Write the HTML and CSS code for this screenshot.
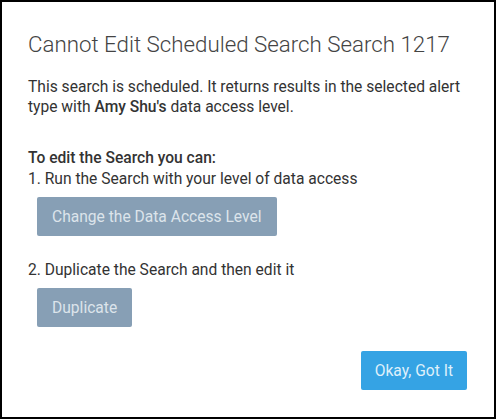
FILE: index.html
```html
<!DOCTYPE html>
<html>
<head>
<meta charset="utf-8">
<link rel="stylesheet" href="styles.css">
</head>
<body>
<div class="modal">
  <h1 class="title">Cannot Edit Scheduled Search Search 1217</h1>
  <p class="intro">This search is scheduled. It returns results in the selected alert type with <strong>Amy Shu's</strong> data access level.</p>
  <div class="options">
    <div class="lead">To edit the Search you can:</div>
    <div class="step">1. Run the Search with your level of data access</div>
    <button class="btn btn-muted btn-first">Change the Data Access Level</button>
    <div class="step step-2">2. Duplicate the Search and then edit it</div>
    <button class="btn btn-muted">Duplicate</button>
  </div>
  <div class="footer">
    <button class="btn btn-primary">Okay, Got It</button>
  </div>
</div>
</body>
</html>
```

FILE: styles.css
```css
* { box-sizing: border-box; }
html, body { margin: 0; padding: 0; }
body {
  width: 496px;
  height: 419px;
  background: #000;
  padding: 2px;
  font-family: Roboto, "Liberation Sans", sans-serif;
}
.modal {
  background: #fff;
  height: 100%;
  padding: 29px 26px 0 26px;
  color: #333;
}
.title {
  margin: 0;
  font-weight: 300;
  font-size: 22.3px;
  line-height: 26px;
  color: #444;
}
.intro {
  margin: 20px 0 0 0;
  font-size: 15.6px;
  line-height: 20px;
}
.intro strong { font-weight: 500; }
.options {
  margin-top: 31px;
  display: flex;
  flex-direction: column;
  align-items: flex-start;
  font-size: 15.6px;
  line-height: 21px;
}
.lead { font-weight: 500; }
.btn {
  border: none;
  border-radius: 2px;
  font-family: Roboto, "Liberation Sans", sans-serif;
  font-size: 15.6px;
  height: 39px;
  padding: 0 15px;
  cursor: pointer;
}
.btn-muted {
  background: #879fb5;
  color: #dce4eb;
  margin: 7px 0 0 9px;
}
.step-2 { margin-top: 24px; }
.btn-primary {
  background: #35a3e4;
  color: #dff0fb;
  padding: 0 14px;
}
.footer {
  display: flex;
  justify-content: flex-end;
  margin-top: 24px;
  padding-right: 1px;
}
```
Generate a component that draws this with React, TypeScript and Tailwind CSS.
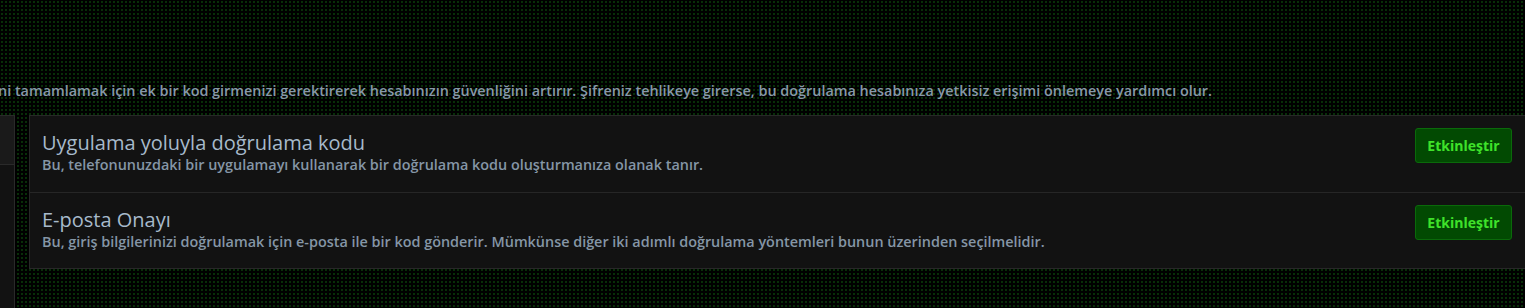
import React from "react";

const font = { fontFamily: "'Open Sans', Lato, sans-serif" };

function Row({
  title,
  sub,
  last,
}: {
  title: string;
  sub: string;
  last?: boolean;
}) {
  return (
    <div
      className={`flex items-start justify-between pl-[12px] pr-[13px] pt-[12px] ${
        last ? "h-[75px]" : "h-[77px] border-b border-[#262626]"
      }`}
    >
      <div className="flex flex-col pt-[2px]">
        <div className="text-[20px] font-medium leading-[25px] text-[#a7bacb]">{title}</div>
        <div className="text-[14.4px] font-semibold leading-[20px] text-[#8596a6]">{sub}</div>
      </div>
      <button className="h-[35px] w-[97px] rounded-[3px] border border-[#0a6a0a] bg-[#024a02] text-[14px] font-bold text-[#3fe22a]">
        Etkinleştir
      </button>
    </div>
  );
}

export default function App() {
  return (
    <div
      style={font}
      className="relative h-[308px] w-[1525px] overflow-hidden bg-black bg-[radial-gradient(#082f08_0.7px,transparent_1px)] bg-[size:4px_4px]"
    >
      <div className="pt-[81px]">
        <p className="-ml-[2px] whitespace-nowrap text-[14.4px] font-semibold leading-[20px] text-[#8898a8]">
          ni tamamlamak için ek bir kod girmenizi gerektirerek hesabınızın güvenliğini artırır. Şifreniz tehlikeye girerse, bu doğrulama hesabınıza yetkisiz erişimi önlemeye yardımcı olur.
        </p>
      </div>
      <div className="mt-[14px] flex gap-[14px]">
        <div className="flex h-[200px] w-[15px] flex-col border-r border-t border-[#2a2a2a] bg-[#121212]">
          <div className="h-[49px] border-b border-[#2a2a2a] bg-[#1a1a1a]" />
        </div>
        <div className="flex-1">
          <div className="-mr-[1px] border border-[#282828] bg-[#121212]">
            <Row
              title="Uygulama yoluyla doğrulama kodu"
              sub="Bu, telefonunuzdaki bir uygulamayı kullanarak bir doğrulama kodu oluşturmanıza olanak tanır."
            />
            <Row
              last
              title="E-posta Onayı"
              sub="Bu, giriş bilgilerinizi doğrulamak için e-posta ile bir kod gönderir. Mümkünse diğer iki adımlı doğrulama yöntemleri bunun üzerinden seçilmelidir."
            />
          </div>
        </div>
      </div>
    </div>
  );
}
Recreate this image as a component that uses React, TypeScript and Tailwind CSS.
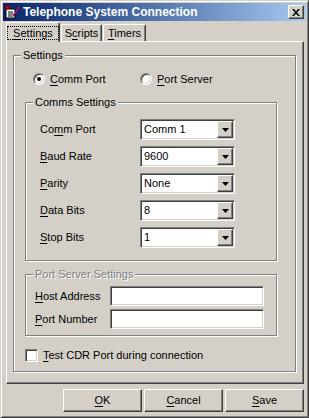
══════════
**What the exercise asks**: Retype each record exactly as it stands, but do not include the pictures.

**Task result**:
Write the HTML and CSS code for this screenshot.
FILE: index.html
```html
<!DOCTYPE html>
<html>
<head>
<meta charset="utf-8">
<link rel="stylesheet" href="styles.css">
</head>
<body>
<div class="modal">
  <h1 class="title">Cannot Edit Scheduled Search Search 1217</h1>
  <p class="intro">This search is scheduled. It returns results in the selected alert type with <strong>Amy Shu's</strong> data access level.</p>
  <div class="options">
    <div class="lead">To edit the Search you can:</div>
    <div class="step">1. Run the Search with your level of data access</div>
    <button class="btn btn-muted btn-first">Change the Data Access Level</button>
    <div class="step step-2">2. Duplicate the Search and then edit it</div>
    <button class="btn btn-muted">Duplicate</button>
  </div>
  <div class="footer">
    <button class="btn btn-primary">Okay, Got It</button>
  </div>
</div>
</body>
</html>
```

FILE: styles.css
```css
* { box-sizing: border-box; }
html, body { margin: 0; padding: 0; }
body {
  width: 496px;
  height: 419px;
  background: #000;
  padding: 2px;
  font-family: Roboto, "Liberation Sans", sans-serif;
}
.modal {
  background: #fff;
  height: 100%;
  padding: 29px 26px 0 26px;
  color: #333;
}
.title {
  margin: 0;
  font-weight: 300;
  font-size: 22.3px;
  line-height: 26px;
  color: #444;
}
.intro {
  margin: 20px 0 0 0;
  font-size: 15.6px;
  line-height: 20px;
}
.intro strong { font-weight: 500; }
.options {
  margin-top: 31px;
  display: flex;
  flex-direction: column;
  align-items: flex-start;
  font-size: 15.6px;
  line-height: 21px;
}
.lead { font-weight: 500; }
.btn {
  border: none;
  border-radius: 2px;
  font-family: Roboto, "Liberation Sans", sans-serif;
  font-size: 15.6px;
  height: 39px;
  padding: 0 15px;
  cursor: pointer;
}
.btn-muted {
  background: #879fb5;
  color: #dce4eb;
  margin: 7px 0 0 9px;
}
.step-2 { margin-top: 24px; }
.btn-primary {
  background: #35a3e4;
  color: #dff0fb;
  padding: 0 14px;
}
.footer {
  display: flex;
  justify-content: flex-end;
  margin-top: 24px;
  padding-right: 1px;
}
```
Generate a component that draws this with React, TypeScript and Tailwind CSS.
import React from "react";

const font = { fontFamily: "'Open Sans', Lato, sans-serif" };

function Row({
  title,
  sub,
  last,
}: {
  title: string;
  sub: string;
  last?: boolean;
}) {
  return (
    <div
      className={`flex items-start justify-between pl-[12px] pr-[13px] pt-[12px] ${
        last ? "h-[75px]" : "h-[77px] border-b border-[#262626]"
      }`}
    >
      <div className="flex flex-col pt-[2px]">
        <div className="text-[20px] font-medium leading-[25px] text-[#a7bacb]">{title}</div>
        <div className="text-[14.4px] font-semibold leading-[20px] text-[#8596a6]">{sub}</div>
      </div>
      <button className="h-[35px] w-[97px] rounded-[3px] border border-[#0a6a0a] bg-[#024a02] text-[14px] font-bold text-[#3fe22a]">
        Etkinleştir
      </button>
    </div>
  );
}

export default function App() {
  return (
    <div
      style={font}
      className="relative h-[308px] w-[1525px] overflow-hidden bg-black bg-[radial-gradient(#082f08_0.7px,transparent_1px)] bg-[size:4px_4px]"
    >
      <div className="pt-[81px]">
        <p className="-ml-[2px] whitespace-nowrap text-[14.4px] font-semibold leading-[20px] text-[#8898a8]">
          ni tamamlamak için ek bir kod girmenizi gerektirerek hesabınızın güvenliğini artırır. Şifreniz tehlikeye girerse, bu doğrulama hesabınıza yetkisiz erişimi önlemeye yardımcı olur.
        </p>
      </div>
      <div className="mt-[14px] flex gap-[14px]">
        <div className="flex h-[200px] w-[15px] flex-col border-r border-t border-[#2a2a2a] bg-[#121212]">
          <div className="h-[49px] border-b border-[#2a2a2a] bg-[#1a1a1a]" />
        </div>
        <div className="flex-1">
          <div className="-mr-[1px] border border-[#282828] bg-[#121212]">
            <Row
              title="Uygulama yoluyla doğrulama kodu"
              sub="Bu, telefonunuzdaki bir uygulamayı kullanarak bir doğrulama kodu oluşturmanıza olanak tanır."
            />
            <Row
              last
              title="E-posta Onayı"
              sub="Bu, giriş bilgilerinizi doğrulamak için e-posta ile bir kod gönderir. Mümkünse diğer iki adımlı doğrulama yöntemleri bunun üzerinden seçilmelidir."
            />
          </div>
        </div>
      </div>
    </div>
  );
}
Recreate this image as a component that uses React, TypeScript and Tailwind CSS.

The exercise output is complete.